Holes fixed in prenup legislation. Nicola Berkovic writes in the Australian on May 1st:
Couples will soon be able to enter into prenuptial agreements to cover themselves in the event their marriage sours, with the government releasing proposed changes to fix legal uncertainties.
Family lawyers had all but stopped drawing up “prenups’’ for fear of getting sued by clients because of problems in the law.
Attorney-General George Brandis released draft legislative changes yesterday to fix those uncertainties relating to binding financial agreements. Senator Brandis said the changes to the Family Law Act would clarify the rules for entering, interpreting and enforcing the agreements.
“The aim of the proposed amendments is to ensure that prospective, current or former parties to a marriage or de facto relationship can take responsibility for resolving their financial and maintenance matters without involving a court,” he said.
After a 2009 Family Court decision cast doubt on the validity of tens of thousands of prenups, the government passed retrospective legislation to ensure the agreements would not be set aside because of minor technical errors. But those changes did not fix the problem and meant more uncertainty.

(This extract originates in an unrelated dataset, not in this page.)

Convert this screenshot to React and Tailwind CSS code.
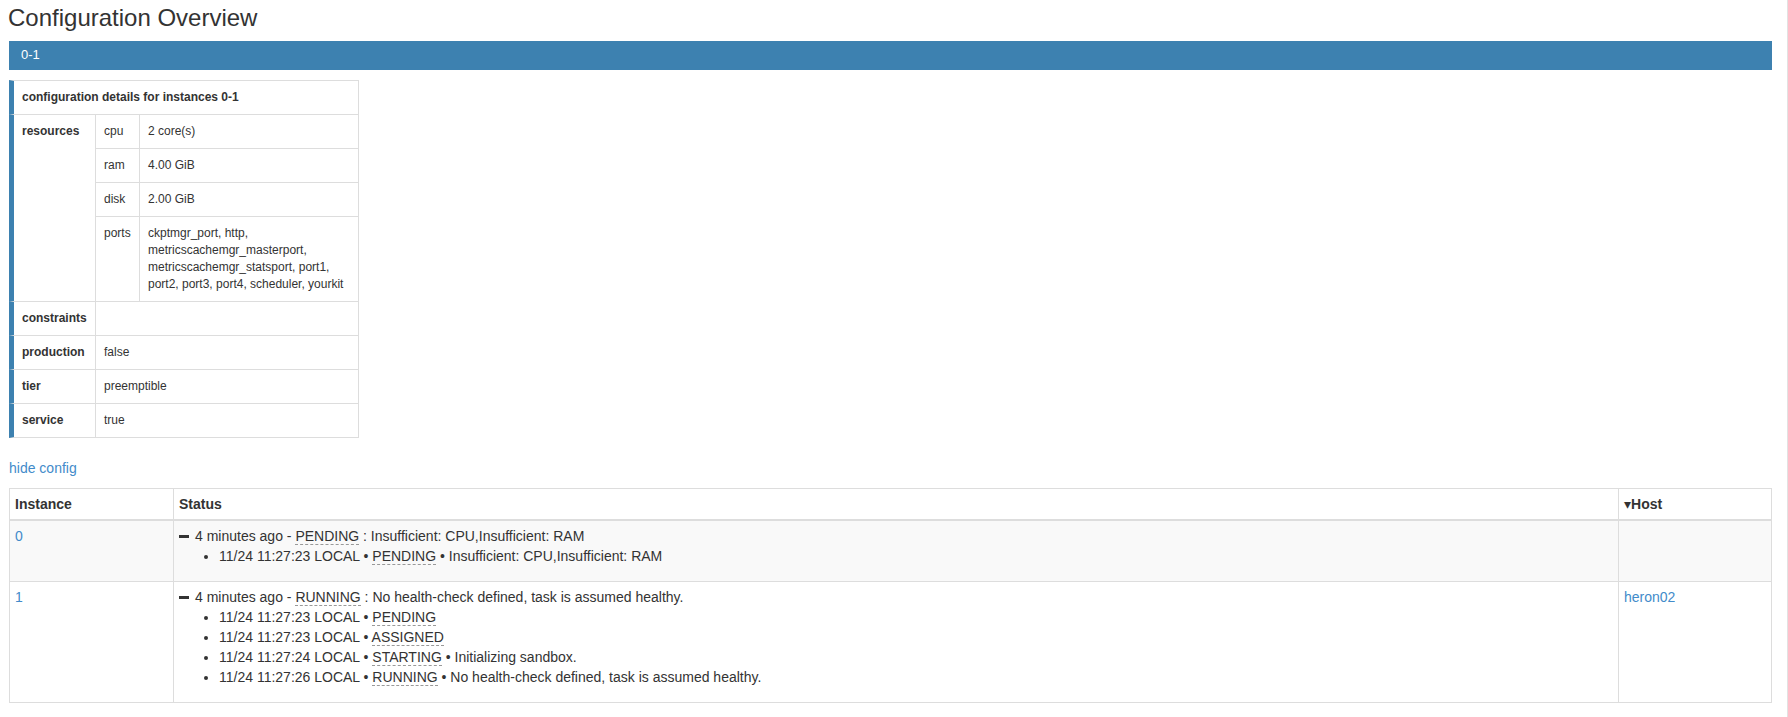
import React from "react";

const BLUE = "border-l-[#3d81b0]";

function Abbr({ children }) {
  return (
    <abbr className="no-underline border-b border-dashed border-[#999] cursor-help" title={children}>
      {children}
    </abbr>
  );
}

function Dash() {
  return <span className="inline-block w-[10px] h-[3px] bg-[#333] align-middle mr-[6px] relative top-[-1px]"></span>;
}

function ConfigTable() {
  const k = "px-[8px] py-[8px] align-top border-t border-[#ddd] border-l-[5px] " + BLUE + " font-bold";
  const m = "px-[8px] py-[8px] align-top border-t border-l border-[#ddd]";
  const v = "px-[8px] py-[8px] align-top border-t border-l border-r border-[#ddd]";
  return (
    <table className="w-[350px] table-fixed border-separate border-spacing-0 text-[12px] leading-[17px] mb-[20px]">
      <colgroup>
        <col className="w-[86px]" />
        <col className="w-[44px]" />
        <col className="w-[220px]" />
      </colgroup>
      <tbody>
        <tr>
          <td colSpan={3} className={"px-[8px] py-[8px] border-t border-r border-[#ddd] border-l-[5px] " + BLUE + " font-bold"}>
            configuration details for instances 0-1
          </td>
        </tr>
        <tr>
          <td rowSpan={4} className={k}>resources</td>
          <td className={m}>cpu</td>
          <td className={v}>2 core(s)</td>
        </tr>
        <tr>
          <td className={m}>ram</td>
          <td className={v}>4.00 GiB</td>
        </tr>
        <tr>
          <td className={m}>disk</td>
          <td className={v}>2.00 GiB</td>
        </tr>
        <tr>
          <td className={m}>ports</td>
          <td className={v}>
            ckptmgr_port, http,
            <br />
            metricscachemgr_masterport,
            <br />
            metricscachemgr_statsport, port1,
            <br />
            port2, port3, port4, scheduler, yourkit
          </td>
        </tr>
        <tr>
          <td className={k}>constraints</td>
          <td colSpan={2} className={v}></td>
        </tr>
        <tr>
          <td className={k}>production</td>
          <td colSpan={2} className={v}>false</td>
        </tr>
        <tr>
          <td className={k}>tier</td>
          <td colSpan={2} className={v}>preemptible</td>
        </tr>
        <tr>
          <td className={k + " border-b"}>service</td>
          <td colSpan={2} className={v + " border-b"}>true</td>
        </tr>
      </tbody>
    </table>
  );
}

function Event({ time, status, msg }) {
  return (
    <li>
      {time} LOCAL • <Abbr>{status}</Abbr>
      {msg ? " • " + msg : ""}
    </li>
  );
}

function StatusTable() {
  const th = "text-left font-bold px-[5px] py-[5px] align-bottom border-t border-l border-b-2 border-[#ddd]";
  const td = "px-[5px] py-[5px] align-top border-l border-[#ddd]";
  return (
    <table className="w-[1763px] table-fixed border-separate border-spacing-0 text-[14px] leading-[20px]">
      <thead>
        <tr>
          <th className={th + " w-[164px]"}>Instance</th>
          <th className={th}>Status</th>
          <th className={th + " border-r w-[154px]"}>
            <span className="font-['DejaVu_Sans',sans-serif] text-[14px] font-normal">▾</span>Host
          </th>
        </tr>
      </thead>
      <tbody>
        <tr className="bg-[#f9f9f9]">
          <td className={td}>
            <a href="#" className="text-[#428bca]">0</a>
          </td>
          <td className={td}>
            <div>
              <Dash />4 minutes ago - <Abbr>PENDING</Abbr> : Insufficient: CPU,Insufficient: RAM
            </div>
            <ul className="list-disc pl-[40px] mb-[10px]">
              <Event time="11/24 11:27:23" status="PENDING" msg="Insufficient: CPU,Insufficient: RAM" />
            </ul>
          </td>
          <td className={td + " border-r"}></td>
        </tr>
        <tr>
          <td className={td + " border-t border-b"}>
            <a href="#" className="text-[#428bca]">1</a>
          </td>
          <td className={td + " border-t border-b"}>
            <div>
              <Dash />4 minutes ago - <Abbr>RUNNING</Abbr> : No health-check defined, task is assumed healthy.
            </div>
            <ul className="list-disc pl-[40px] mb-[10px]">
              <Event time="11/24 11:27:23" status="PENDING" />
              <Event time="11/24 11:27:23" status="ASSIGNED" />
              <Event time="11/24 11:27:24" status="STARTING" msg="Initializing sandbox." />
              <Event time="11/24 11:27:26" status="RUNNING" msg="No health-check defined, task is assumed healthy." />
            </ul>
          </td>
          <td className={td + " border-t border-b border-r"}>
            <a href="#" className="text-[#428bca]">heron02</a>
          </td>
        </tr>
      </tbody>
    </table>
  );
}

export default function App() {
  return (
    <div className="w-[1788px] min-h-[717px] bg-white border-r border-[#e2e2e2] pl-[9px] pr-[15px] pt-[5px] font-['Liberation_Sans',Arial,sans-serif] text-[#333]">
      <h3 className="text-[24px] leading-[26px] font-normal mb-[10px] ml-[-1px]">Configuration Overview</h3>
      <div className="h-[29px] bg-[#3d81b0] text-white text-[13px] leading-[28px] px-[12px]">0-1</div>
      <div className="mt-[10px]">
        <ConfigTable />
      </div>
      <div className="text-[14px] leading-[20px] mb-[10px]">
        <a href="#" className="text-[#428bca]">hide config</a>
      </div>
      <StatusTable />
    </div>
  );
}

The Law Council of Australia’s family law section has written to the government many times over many years, urging it to fix the problem.
Barkus Doolan Family Lawyers partner Paul Doolan yesterday welcomed the legal review.

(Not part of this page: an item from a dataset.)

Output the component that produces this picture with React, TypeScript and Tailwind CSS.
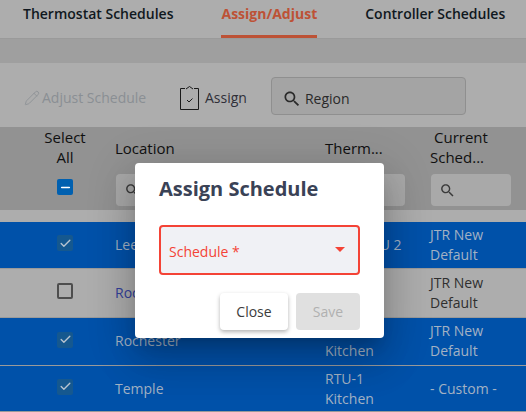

“Prenups should enable parties to plan their own outcomes if the marriage or relationship breaks down, but the current state of the law clouds them in uncertainty,” he said.
“This review will be warmly welcomed by both the legal profession and the community.”

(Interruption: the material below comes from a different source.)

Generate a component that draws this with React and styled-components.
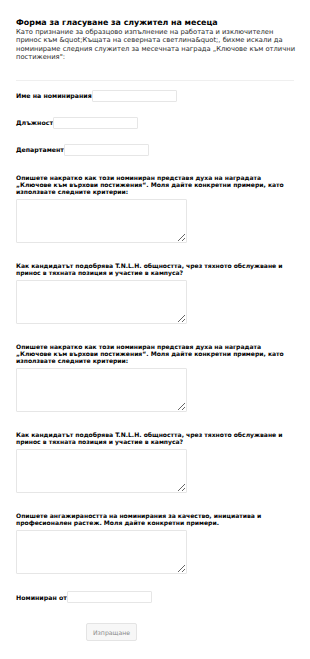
import React from 'react';
import styled, { createGlobalStyle } from 'styled-components';

const GlobalStyle = createGlobalStyle`
  html, body {
    margin: 0;
    padding: 0;
    background: #ffffff;
  }
  body {
    font-family: "DejaVu Sans", Verdana, sans-serif;
    color: #111;
  }
`;

const Page = styled.div`
  width: 310px;
  box-sizing: border-box;
  padding: 17px 16px 20px 16px;
`;

const Header = styled.div`
  padding-bottom: 18px;
  border-bottom: 1px solid #efefef;
  margin-bottom: 9px;
`;

const Title = styled.h1`
  margin: 0;
  font-size: 7.9px;
  line-height: 11px;
  font-weight: bold;
  color: #000;
`;

const Intro = styled.p`
  margin: 0;
  font-size: 6.75px;
  line-height: 8.4px;
  color: #2b2b2b;
  white-space: nowrap;
`;

const Form = styled.form`
  display: flex;
  flex-direction: column;
`;

const Field = styled.div`
  display: flex;
  flex-direction: ${p => (p.$inline ? 'row' : 'column')};
  align-items: ${p => (p.$inline ? 'center' : 'flex-start')};
  margin-top: ${p => p.$gap}px;
`;

const Label = styled.label`
  font-size: ${p => (p.$inline ? '6.25px' : '6.05px')};
  line-height: 7px;
  font-weight: bold;
  color: #000;
  margin-bottom: ${p => (p.$inline ? 0 : '4.5px')};
  white-space: ${p => (p.$inline ? 'nowrap' : 'normal')};
`;

const TextInput = styled.input`
  width: 85px;
  height: 12px;
  box-sizing: border-box;
  border: 1px solid #e6e6e6;
  border-radius: 1px;
  padding: 0 2px;
  font-size: 7px;
  font-family: inherit;
  background: #fff;
  outline: none;
`;

const TextArea = styled.textarea`
  width: 171px;
  height: 44px;
  box-sizing: border-box;
  border: 1px solid #e6e6e6;
  border-radius: 1px;
  padding: 2px;
  font-size: 7px;
  font-family: inherit;
  background: #fff;
  outline: none;
  display: block;
`;

const SubmitButton = styled.button`
  margin-top: 20px;
  margin-left: 70px;
  align-self: flex-start;
  width: 51px;
  height: 18px;
  box-sizing: border-box;
  border: 1px solid #e4e4e4;
  border-radius: 2px;
  background: #f7f7f7;
  color: #8a8a8a;
  font-family: inherit;
  font-size: 6.2px;
  padding: 0;
`;

const q1 = 'Опишете накратко как този номиниран представя духа на наградата „Ключове към върхови постижения“. Моля дайте конкретни примери, като използвате следните критерии:';
const q2 = 'Как кандидатът подобрява T.N.L.H. общността, чрез тяхното обслужване и принос в тяхната позиция и участие в кампуса?';

const fields = [
  { label: 'Име на номинирания', inline: true, gap: 0 },
  { label: 'Длъжност', inline: true, gap: 15 },
  { label: 'Департамент', inline: true, gap: 15 },
  { label: q1, gap: 18 },
  { label: q2, gap: 18.5 },
  { label: q1, gap: 18.5 },
  { label: q2, gap: 18.5 },
  { label: 'Опишете ангажираността на номинирания за качество, инициатива и професионален растеж. Моля дайте конкретни примери.', gap: 18.5 },
  { label: 'Номиниран от', inline: true, gap: 17 },
];

export default function App() {
  return (
    <>
      <GlobalStyle />
      <Page>
        <Header>
          <Title>Форма за гласуване за служител на месеца</Title>
          <Intro>
            Като признание за образцово изпълнение на работата и изключителен<br />
            принос към &amp;quot;Къщата на северната светлина&amp;quot;, бихме искали да<br />
            номинираме следния служител за месечната награда „Ключове към отлични<br />
            постижения":
          </Intro>
        </Header>
        <Form onSubmit={e => e.preventDefault()}>
          {fields.map((f, i) => (
            <Field key={i} $inline={f.inline} $gap={f.gap}>
              <Label $inline={f.inline}>{f.label}</Label>
              {f.inline ? <TextInput type="text" /> : <TextArea />}
            </Field>
          ))}
          <SubmitButton type="submit">Изпращане</SubmitButton>
        </Form>
      </Page>
    </>
  );
}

In one famed case, Wallace and Stelzer, a multi-millionaire businessman challenged a prenup in which he agreed to pay his second wife, a former Sydney strip-club dancer, $3.25 million if their marriage failed.
Although that deal was challenged unsuccessfully by the businessman, lawyers say there have been significant differences between judges as to how the laws and agreements have been interpreted, causing substantial risks for lawyers and their clients.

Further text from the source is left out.